BinaryDigitsCalculator calculator =
  (BinaryDigitsCalculator) Memoizer.memoize(
    new PiBinaryDigitsCalculator()
  );

The listing for Memoizer appears below:

import java.lang.reflect.InvocationHandler;
import java.lang.reflect.InvocationTargetException;
import java.lang.reflect.Method;
import java.lang.reflect.Proxy;
import java.util.Arrays;
import java.util.Collections;
import java.util.HashMap;
import java.util.List;
import java.util.Map;

public class Memoizer implements InvocationHandler {
  public static Object memoize(Object object) {
      return Proxy.newProxyInstance(
        object.getClass().getClassLoader(),
        object.getClass().getInterfaces(),
        new Memoizer(object)
      );
  }

  private Object object;
  private Map caches = new HashMap();

  private Memoizer(Object object) {
      this.object = object;
  }

  public Object invoke(Object proxy, Method method,
  Object[] args) throws Throwable {

      if (method.getReturnType().equals(Void.TYPE)) {
          // Don't cache void methods
          return invoke(method, args);
      } else {
          Map cache    = getCache(method);
          List key     = Arrays.asList(args);
          Object value = cache.get(key);

          if (value == null && !cache.containsKey(key)) {
              value = invoke(method, args);
              cache.put(key, value);
          }
          return value;
      }
  }

  private Object invoke(Method method, Object[] args)
  throws Throwable {
      try {
          return method.invoke(object, args);
      } catch (InvocationTargetException e) {
          throw e.getTargetException();
      }
  }

  private synchronized Map getCache(Method m) {
      Map cache = (Map) caches.get(m);
      if (cache == null) {
          cache = Collections.synchronizedMap(
            new HashMap()
          );
          caches.put(m, cache);
      }
      return cache;
  }
}

A call to the static method memoize with an object creates a new proxy instance -- that is, an instance of java.lang.reflect.Proxy -- that implements the same set of interfaces as the passed-in object. The set of interfaces is determined by object.getClass().getInterfaces(). Each proxy instance has an invocation handler (java.lang.reflect.InvocationHandler) that handles all method invocations that are made on the instance. In this case, Memoizer is the invocation handler.

When a method is invoked on the proxy instance (for example, calculateBinaryDigit), the invoke method is called on the Memoizer instance owned by the proxy instance. The invoke method is passed information that allows it to determine which method was called on the proxy instance, along with the array of arguments. In this example, the java.lang.Method object given to the Memoizer instance represents calculateBinaryDigit, and the array of Object arguments encapsulate the int parameter n (wrapped as an Integer). At this point, Memoizer can step in to do its caching.

The key used for the cache is essentially the method signature: a combination of the Method object and the array of Object arguments passed to the invoke method.

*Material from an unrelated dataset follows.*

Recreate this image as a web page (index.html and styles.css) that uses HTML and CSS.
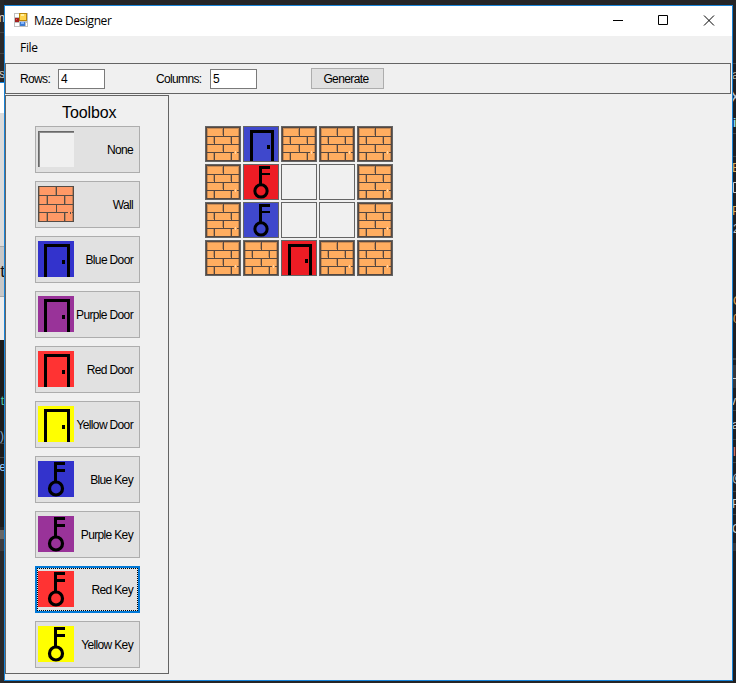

For simplicity of implementation, Memoizer has a map of caches, one for each method, and then combines the array of Object arguments into a java.util.List object for the key to the relevant cache. It is convenient to use an implementation of java.util.List for the key, since it makes strong guarantees about the equals method, thus ensuring that method signatures match only if all of the corresponding pairs of arguments are equal.

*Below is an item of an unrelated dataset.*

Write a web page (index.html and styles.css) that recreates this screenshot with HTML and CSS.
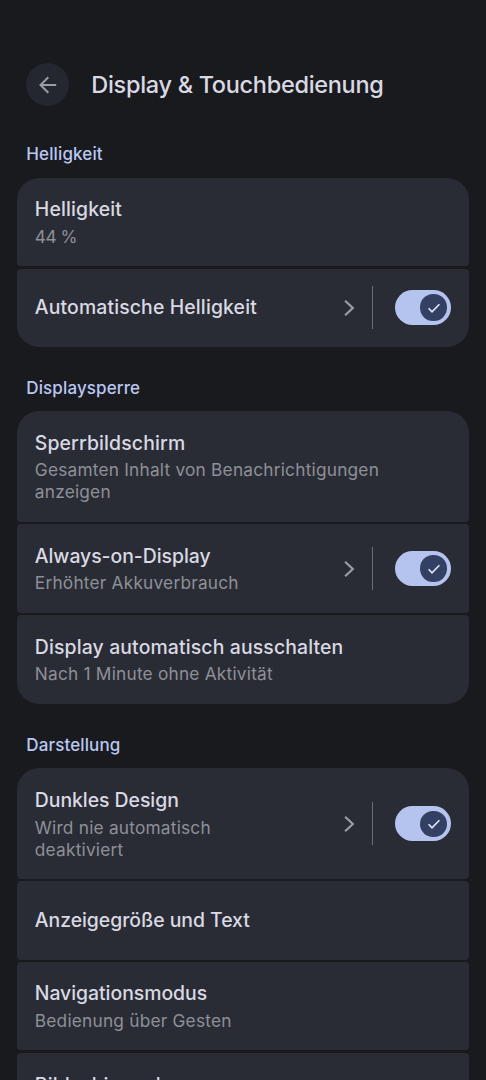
FILE: index.html
```html
<!DOCTYPE html>
<html lang="de">
<head>
<meta charset="utf-8">
<title>Display &amp; Touchbedienung</title>
<link rel="stylesheet" href="styles.css">
</head>
<body>
<svg width="0" height="0" class="defs">
  <symbol id="chevron" viewBox="0 0 12 18"><path d="M2.1 1.8 9.8 9 2.1 16.2"/></symbol>
  <symbol id="check" viewBox="0 0 14 12"><path d="M1.6 6.3 5 9.8 12.4 2.2"/></symbol>
</svg>
<main class="screen">
  <header class="topbar">
    <button class="back" aria-label="Zurück"><svg viewBox="0 0 18 18"><path d="M17.2 9H1.8M9.3 1.2 1.5 9l7.8 7.8"/></svg></button>
    <h1 class="heading">Display &amp; Touchbedienung</h1>
  </header>

  <h2 class="label">Helligkeit</h2>
  <section class="group">
    <div class="row"><div class="text"><div class="title">Helligkeit</div><div class="sub figures">44 %</div></div></div>
    <div class="row single"><div class="text"><div class="title">Automatische Helligkeit</div></div><svg class="chevron"><use href="#chevron"/></svg><span class="divider"></span><span class="switch"><span class="thumb"><svg class="check"><use href="#check"/></svg></span></span></div>
  </section>

  <h2 class="label">Displaysperre</h2>
  <section class="group">
    <div class="row triple"><div class="text"><div class="title">Sperrbildschirm</div><div class="sub">Gesamten Inhalt von Benachrichtigungen<br>anzeigen</div></div></div>
    <div class="row"><div class="text"><div class="title snug">Always-on-Display</div><div class="sub">Erhöhter Akkuverbrauch</div></div><svg class="chevron"><use href="#chevron"/></svg><span class="divider"></span><span class="switch"><span class="thumb"><svg class="check"><use href="#check"/></svg></span></span></div>
    <div class="row"><div class="text"><div class="title">Display automatisch ausschalten</div><div class="sub">Nach 1 Minute ohne Aktivität</div></div></div>
  </section>

  <h2 class="label">Darstellung</h2>
  <section class="group">
    <div class="row triple"><div class="text"><div class="title snug">Dunkles Design</div><div class="sub">Wird nie automatisch<br>deaktiviert</div></div><svg class="chevron"><use href="#chevron"/></svg><span class="divider"></span><span class="switch"><span class="thumb"><svg class="check"><use href="#check"/></svg></span></span></div>
    <div class="row single"><div class="text"><div class="title snug">Anzeigegröße und Text</div></div></div>
    <div class="row"><div class="text"><div class="title snug">Navigationsmodus</div><div class="sub">Bedienung über Gesten</div></div></div>
    <div class="row peek"><div class="text"><div class="title">Bildschirmschoner</div></div></div>
  </section>
</main>
</body>
</html>
```
FILE: styles.css
```css
* { box-sizing: border-box; }
body { margin: 0; background: #191a1e; font-family: Inter, Roboto, sans-serif; }
.defs { display: block; height: 0; }
.screen { height: 1080px; overflow: hidden; padding: 62.7px 17.5px 0 17.3px; }
.topbar { display: flex; align-items: center; gap: 22px; padding-left: 8.5px; height: 44px; }
.back { display: grid; place-items: center; width: 43.5px; height: 43.5px; padding: 0; border: 0; border-radius: 50%; background: #242730; }
.back svg { width: 18px; height: 18px; fill: none; stroke: #9b9ca5; stroke-width: 2; }
.heading { margin: 0; font-size: 23.5px; font-weight: 500; line-height: 32px; color: #d9d9e3; letter-spacing: -0.3px; white-space: nowrap; }
.label { margin: 0; height: 64.6px; padding: 29px 0 0 9px; font-size: 17px; line-height: 24px; font-weight: 500; color: #b9c7f2; letter-spacing: 0.12px; }
.topbar + .label { height: 71px; padding-top: 35px; }
.group { display: grid; gap: 2.3px; }
.row { display: flex; align-items: center; height: 88.6px; padding: 0 17.5px; border-radius: 4px; background: #2a2c35; }
.row.single { height: 78.2px; }
.row.triple { height: 110.7px; }
.row.peek { padding-bottom: 24px; }
.row:first-child { border-top-left-radius: 22px; border-top-right-radius: 22px; }
.row:last-child { border-bottom-left-radius: 22px; border-bottom-right-radius: 22px; }
.text { flex: 1; white-space: nowrap; }
.title { font-size: 19.4px; line-height: 27px; font-weight: 500; color: #d9d9e3; letter-spacing: 0.14px; }
.title.snug { letter-spacing: -0.03px; }
.sub { margin-top: 2.5px; font-size: 17.3px; line-height: 22px; color: #8e9098; letter-spacing: 0.21px; }
.sub.figures { letter-spacing: -0.5px; }
.chevron { width: 12px; height: 18px; fill: none; stroke: #9b9ca5; stroke-width: 2.2; }
.divider { width: 1.3px; height: 43px; margin: 0 21.5px 0 16.5px; background: #6c6e77; }
.switch { display: flex; justify-content: flex-end; align-items: center; width: 56.5px; height: 35px; padding-right: 4.3px; border-radius: 18px; background: #b5c4ee; }
.thumb { display: grid; place-items: center; width: 26.4px; height: 26.4px; border-radius: 50%; background: #334063; }
.check { width: 14px; height: 12px; fill: none; stroke: #e3e8fa; stroke-width: 1.6; }
```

Once the key has been created, the cache is checked for a previously computed value. If one is found, it is simply returned. Otherwise, the method has not been called with these arguments before, so it is invoked reflectively by calling the invoke method on java.lang.Method. In this example, the invocation will call calculateBinaryDigit on the concrete class PiBinaryDigitsCalculator. The return value is stored in Memoizer's cache before it is returned. The invocation handler has now finished its work.

When To Use Memoizer

As a general rule, Memoizer can be used whenever a more traditional cache -- such as those developed above -- is suitable. More specifically, each method on the interface to be memoized should meet all of the following criteria:

Clearly, it is futile to memoize methods that can change every time you invoke them. Equally, it is important not to memoize methods that have intentional side effects (methods that update state in some way), since the side effects will not be repeated for subsequent calls. The single exception to this advice is void methods. The implementation of Memoizer will always invoke a void method, since the only reason to invoke it is for its side effects.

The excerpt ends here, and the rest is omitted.